All of my earliest childhood memories are merely snapshots in my head. The Old Order Mennonite Church I grew up in does not allow cameras and discourages its members from having their pictures taken. My dad’s family religiously observed this ordnung or rule; therefore, I have no tangible photo album of my early childhood.
The only album I posses is the perceptions within my mind, taken as snapshots void of conversation, yet poignant with emotion. Through these emotions connected with each memory-photo, I have a knowing of what is being said even though I cannot remember actually hearing the words being spoken. I have wondered if, just like faces fade within our memory, the voices fade too, and therefore I am left with only the knowing and not the sound.

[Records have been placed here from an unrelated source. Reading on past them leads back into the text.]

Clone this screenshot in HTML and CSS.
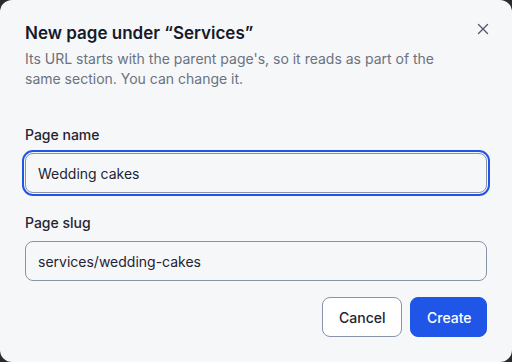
FILE: index.html
```html
<!DOCTYPE html>
<html lang="en">
<head>
    <meta charset="UTF-8">
    <meta name="viewport" content="width=device-width, initial-scale=1.0">
    <title>New page</title>
    <link rel="stylesheet" href="styles.css">
</head>
<body>
    <div class="dialog">
        <div class="dialog-head">
            <h1 class="title">New page under “Services”</h1>
            <button class="close" aria-label="Close">
                <svg width="12" height="12" viewBox="0 0 12 12">
                    <path d="M1.5 1.5l9 9M10.5 1.5l-9 9" stroke="#525b6e" stroke-width="1.4" stroke-linecap="round"/>
                </svg>
            </button>
        </div>
        <p class="desc">Its URL starts with the parent page's, so it reads as part of the same section. You can change it.</p>

        <form class="form">
            <div class="field">
                <label class="label" for="page-name">Page name</label>
                <input class="input focused" id="page-name" type="text" value="Wedding cakes">
            </div>
            <div class="field">
                <label class="label" for="page-slug">Page slug</label>
                <input class="input" id="page-slug" type="text" value="services/wedding-cakes">
            </div>
            <div class="actions">
                <button type="button" class="btn cancel">Cancel</button>
                <button type="button" class="btn create">Create</button>
            </div>
        </form>
    </div>
</body>
</html>
```

FILE: styles.css
```css
html, body {
    margin: 0;
    background-color: #2a2b2e;
}

.dialog {
    box-sizing: border-box;
    width: 512px;
    height: 362px;
    padding: 21px 25px 25px 25px;
    background-color: #f6f7f9;
    border-radius: 12px;
    font-family: Inter, "Noto Sans", sans-serif;
    color: #111827;
}

.dialog-head {
    display: flex;
    justify-content: space-between;
    align-items: flex-start;
}

.title {
    margin: 0;
    font-size: 17px;
    line-height: 24px;
    font-weight: 600;
    color: #141a2b;
}

.close {
    border: none;
    background: none;
    padding: 0;
    margin: -1px -5px 0 0;
    width: 18px;
    height: 18px;
    display: flex;
    align-items: center;
    justify-content: center;
}

.desc {
    margin: 4px 0 0 0;
    font-size: 14px;
    line-height: 20px;
    color: #6b7280;
    width: 420px;
}

.form {
    margin-top: 36px;
    display: flex;
    flex-direction: column;
    gap: 20px;
}

.field {
    display: flex;
    flex-direction: column;
    gap: 8px;
}

.label {
    font-size: 14px;
    line-height: 20px;
    font-weight: 500;
    color: #1f2433;
}

.input {
    box-sizing: border-box;
    height: 40px;
    width: 100%;
    padding: 0 12px;
    border: 1px solid #8a93a8;
    border-radius: 8px;
    background-color: #f6f7f9;
    font-family: inherit;
    font-size: 14px;
    color: #1f2433;
    outline: none;
}

.focused {
    outline: 2px solid #1f56e8;
    outline-offset: 1px;
}

.actions {
    margin-top: -4px;
    display: flex;
    justify-content: flex-end;
    gap: 8px;
}

.btn {
    box-sizing: border-box;
    height: 40px;
    padding: 0 16px;
    border-radius: 8px;
    font-family: inherit;
    font-size: 14px;
    font-weight: 500;
}

.cancel {
    background-color: #ffffff;
    border: 1px solid #8a93a8;
    color: #1f2433;
    width: 80px;
}

.create {
    background-color: #1f56e8;
    border: 1px solid #1f56e8;
    color: #ffffff;
    width: 77px;
}
```
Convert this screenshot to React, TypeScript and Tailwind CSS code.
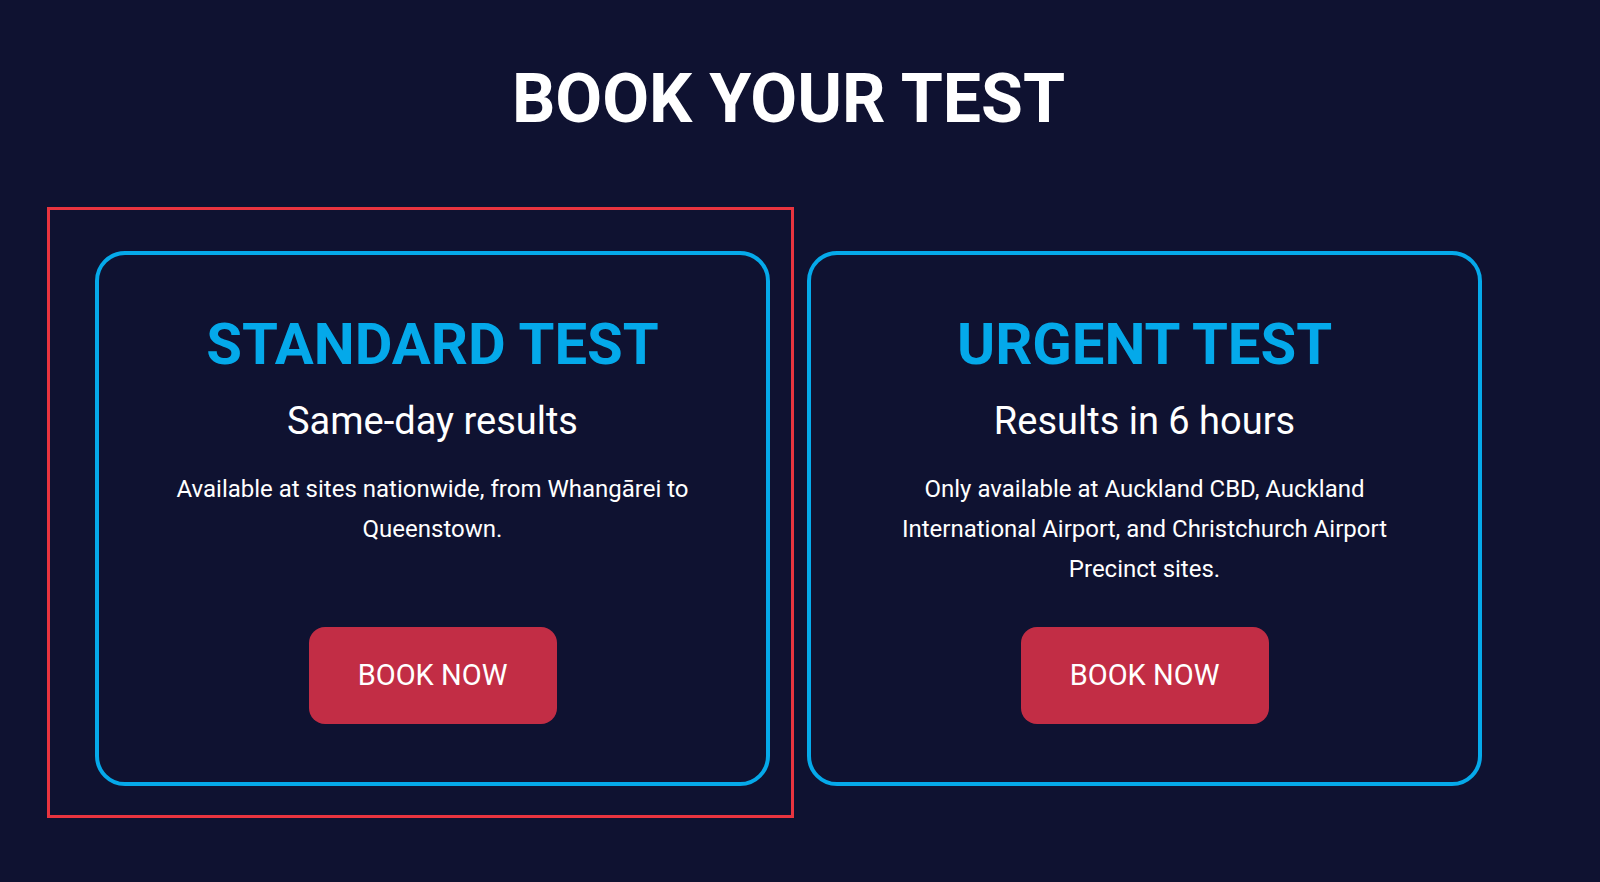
import React from 'react';

const tests = [
  {
    title: 'STANDARD TEST',
    subtitle: 'Same-day results',
    desc: 'Available at sites nationwide, from Whangārei to Queenstown.',
  },
  {
    title: 'URGENT TEST',
    subtitle: 'Results in 6 hours',
    desc: 'Only available at Auckland CBD, Auckland International Airport, and Christchurch Airport Precinct sites.',
  },
];

const TestCard: React.FC<{ title: string; subtitle: string; desc: string }> = ({ title, subtitle, desc }) => (
  <div className="flex flex-col items-center w-[675px] h-[535px] border-4 border-[#05a9ea] rounded-[30px] px-16 pt-[55px] pb-[58px] text-center">
    <h3 className="text-[58px] font-bold text-[#04a9ea] leading-[68px]">{title}</h3>
    <p className="mt-[21px] text-[38px] text-white leading-[44px]">{subtitle}</p>
    <p className="mt-[26px] text-[24px] text-white leading-[40px]">{desc}</p>
    <button className="mt-auto w-[248px] h-[97px] flex items-center justify-center rounded-[16px] bg-[#c22d45] text-white text-[29px]">
      BOOK NOW
    </button>
  </div>
);

export default function App() {
  return (
    <div className="min-h-screen bg-[#0f1231] pt-[59px] font-['Roboto',sans-serif]">
      <div className="ml-[95px] w-[1387px] text-center">
        <h2 className="text-[68px] font-bold text-white leading-[80px]">BOOK YOUR TEST</h2>
      </div>

      <div className="mt-[68px] pl-[47px] flex items-start">
        {/* selected card */}
        <div className="w-[747px] h-[611px] border-[3px] border-[#e8343f] pl-[45px] pt-[41px]">
          <TestCard {...tests[0]} />
        </div>
        <div className="ml-[13px] mt-[44px]">
          <TestCard {...tests[1]} />
        </div>
      </div>
    </div>
  );
}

These photo-memories have aged and become somewhat fuzzy and since they may not have been taken in the best lighting, I have questioned their authenticity. Yet, through the years I have clung to the hope that they are genuine, because their contents are all the memories I have of my dad.
There is only one early childhood memory alive with movement. It’s a memory of my dad’s oldest sister, my Aunt Emma. Emma was a favorite with all of us grandchildren. In this action filled movie-memory Emma is sitting in the dining room on her white high-chair, her outstretched arm waving a straight, dark-walnut stained cane, her voice filled with laughter. I can still feel the sheer joy of darting back and forth between the kitchen and dining room; dodging sideways, evading her cane, peals of laughter bouncing against the white painted walls.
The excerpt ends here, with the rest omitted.